Bruce gave the Indians a 3-0 lead in the fourth with a towering homer to right.
After Edwin Encarnacion walked, Gray came inside with a 0-1 fastball and Bruce got around on it. As his shot cut through the fall night, Judge appeared as if he might be able to make a play near the wall, but the 6-foot-7 slugger could only watch as Bruce's shot sailed into the seats.
Bruce nearly caught Encarnacion on the bases, and as he finished a home-run trot that was more of a sprint, Cleveland's fans hollered "Bruuuuuuuce" like a crowd at a Springsteen concert.
The Indians are 43-9 since Bruce arrived in an Aug. 9 trade from the New York Mets.

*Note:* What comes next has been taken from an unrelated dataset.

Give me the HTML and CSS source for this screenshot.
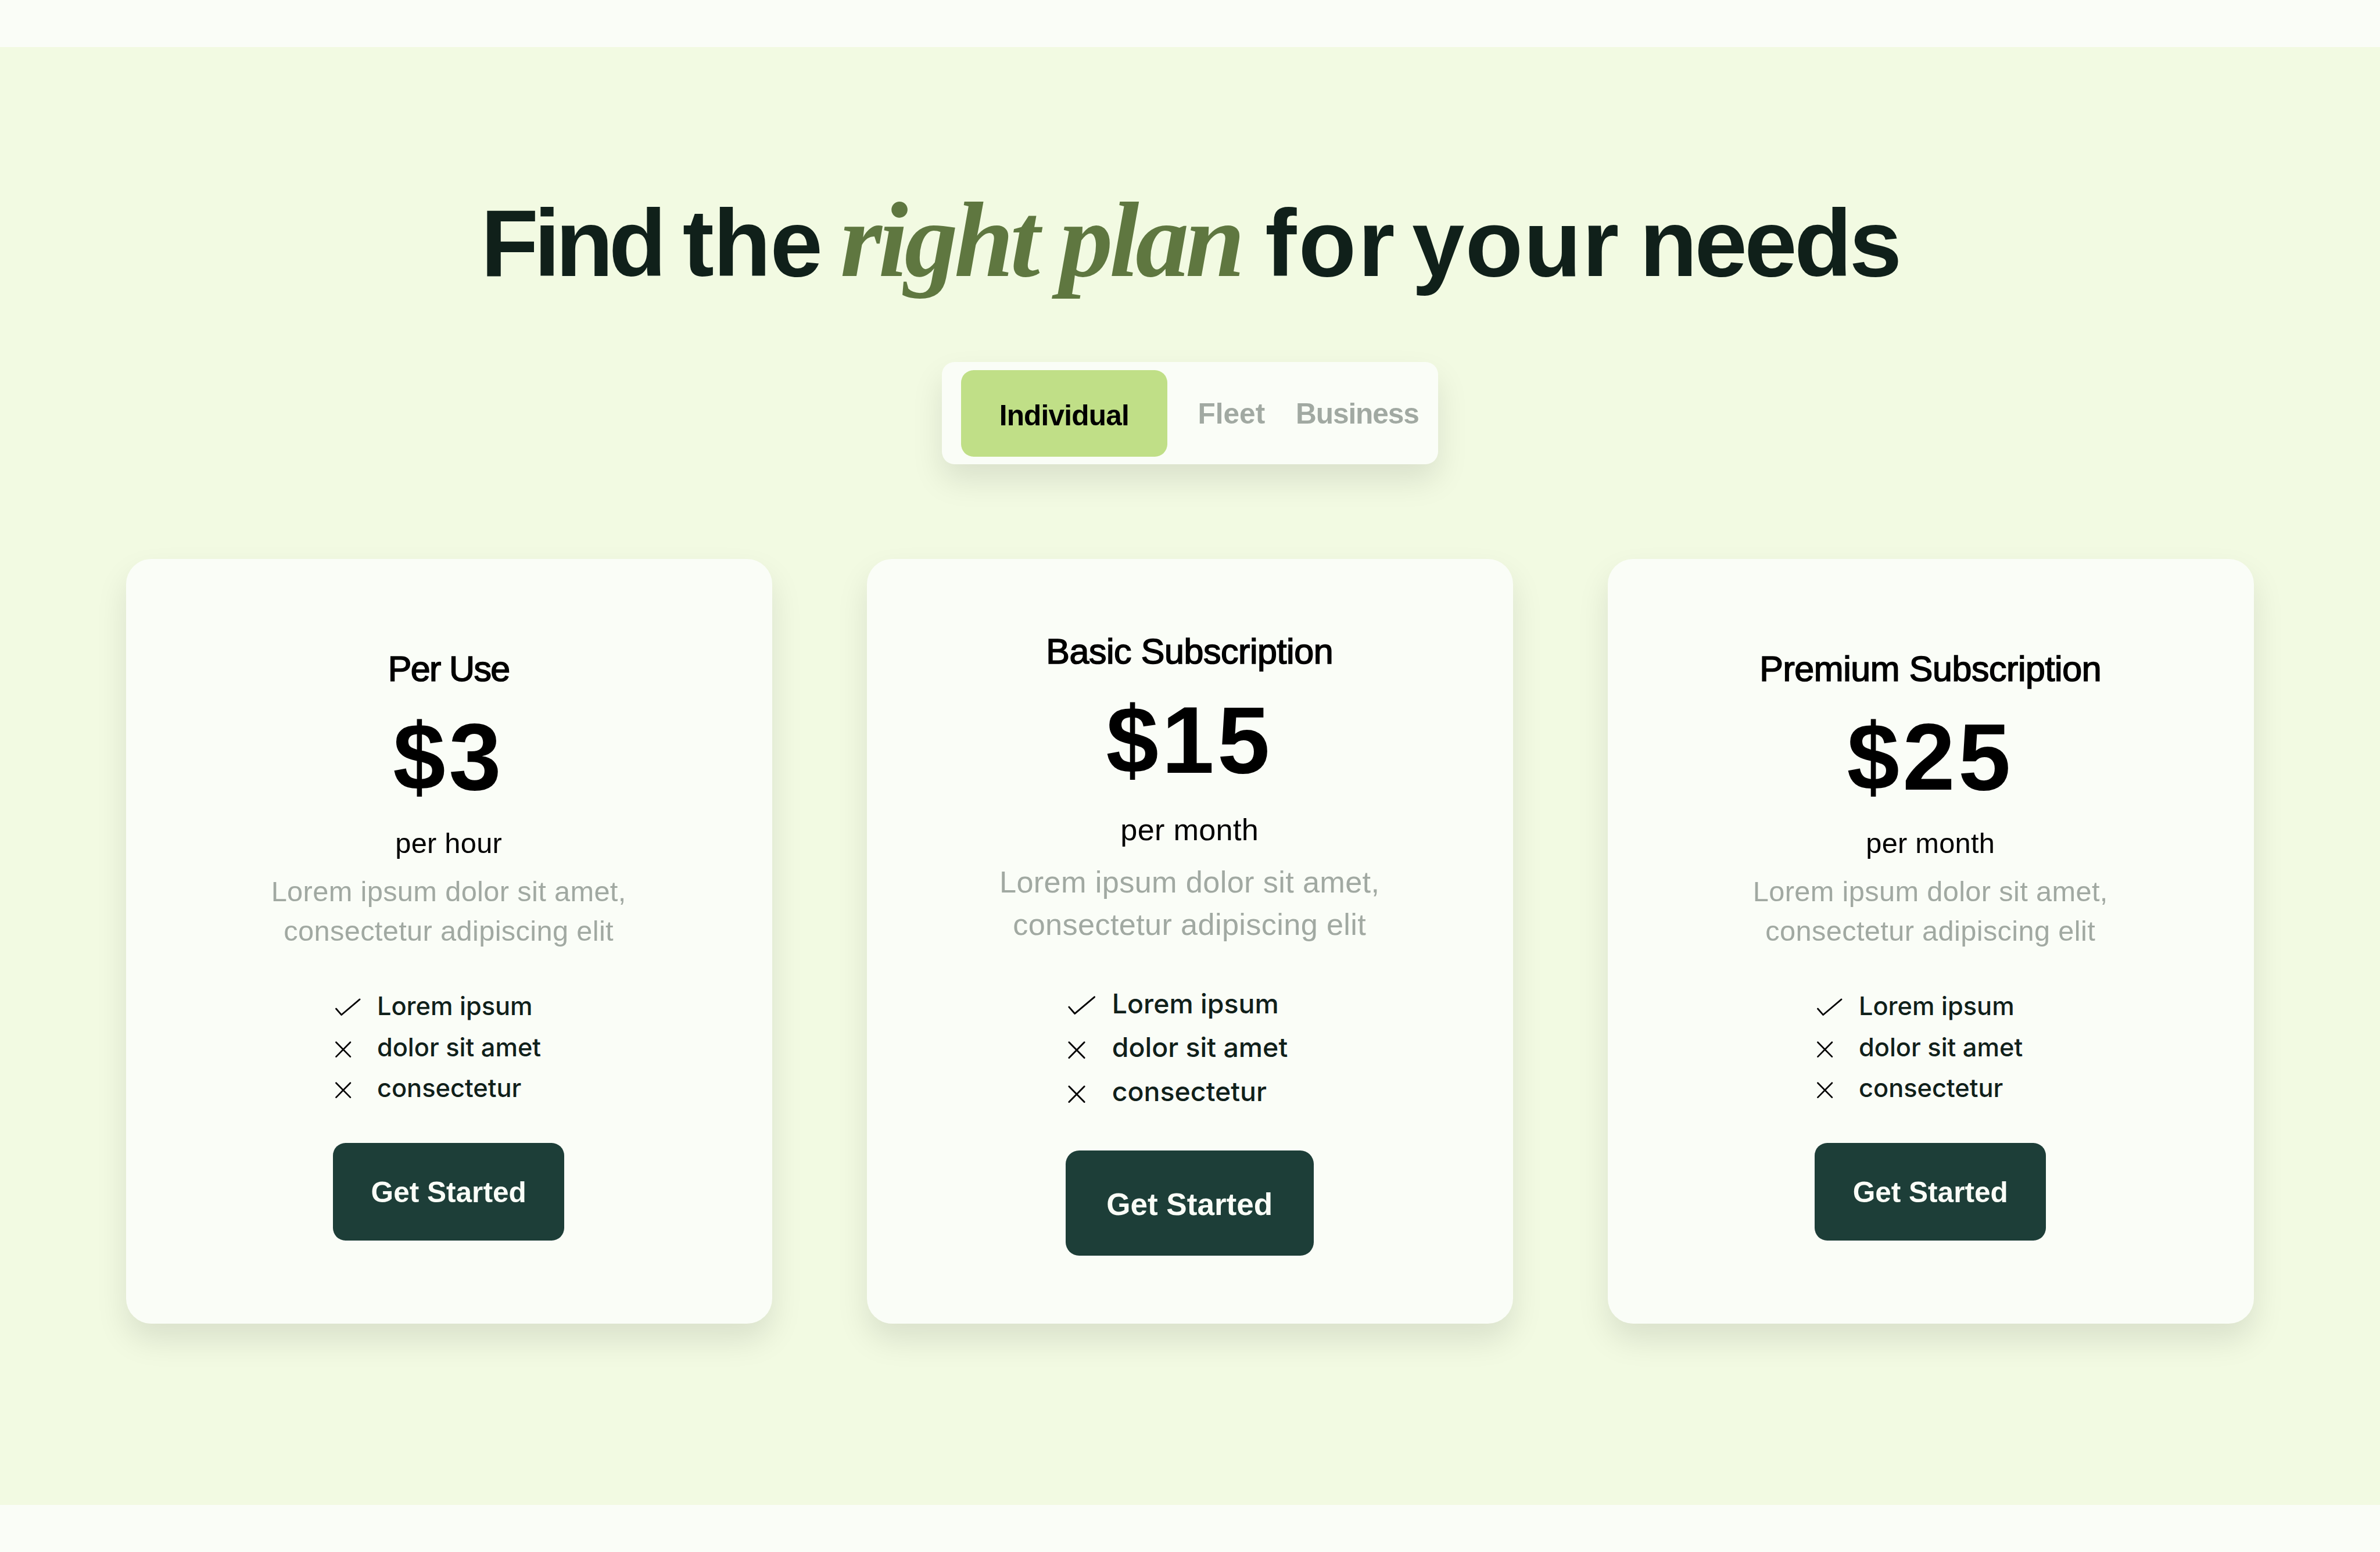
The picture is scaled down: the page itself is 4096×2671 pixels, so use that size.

Because of his personality and unorthodox training techniques, it took Bauer some time to feel comfortable with his Cleveland teammates. But they've grown to appreciate both his quirky ways and the fact that he's a gamer.
Bauer said Wednesday that he was "miserable" and depressed earlier this season, when he was struggling and unable to help the Indians.
"It was like I was on the team but didn't feel like I was contributing, which is a terrible feeling for any competitor," he said. "You want to be one of the main guys out there with your teammates and contributing."
He's doing his part now.
KLUBER ON DECK
The plan to have their ace start Game 2 - and in Game 5, if necessary - has been in the works for weeks. Kluber, who pitched on short rest three times in last year's postseason, doesn't care when he gets the ball.
"To me, it's not about me wanting to pitch the first game or wanting to pitch the second game," said Kluber, who went 18-4 with a 2.25 ERA this season. "It's about us winning three games before they do."
KING AND HIS COURT
For the second straight year, LeBron James and the Cavaliers came to the ballpark to root on the Indians, their downtown next-door neighbors.
James wore a red, hooded sweat shirt and waved to the crowd when he was shown on the scoreboard.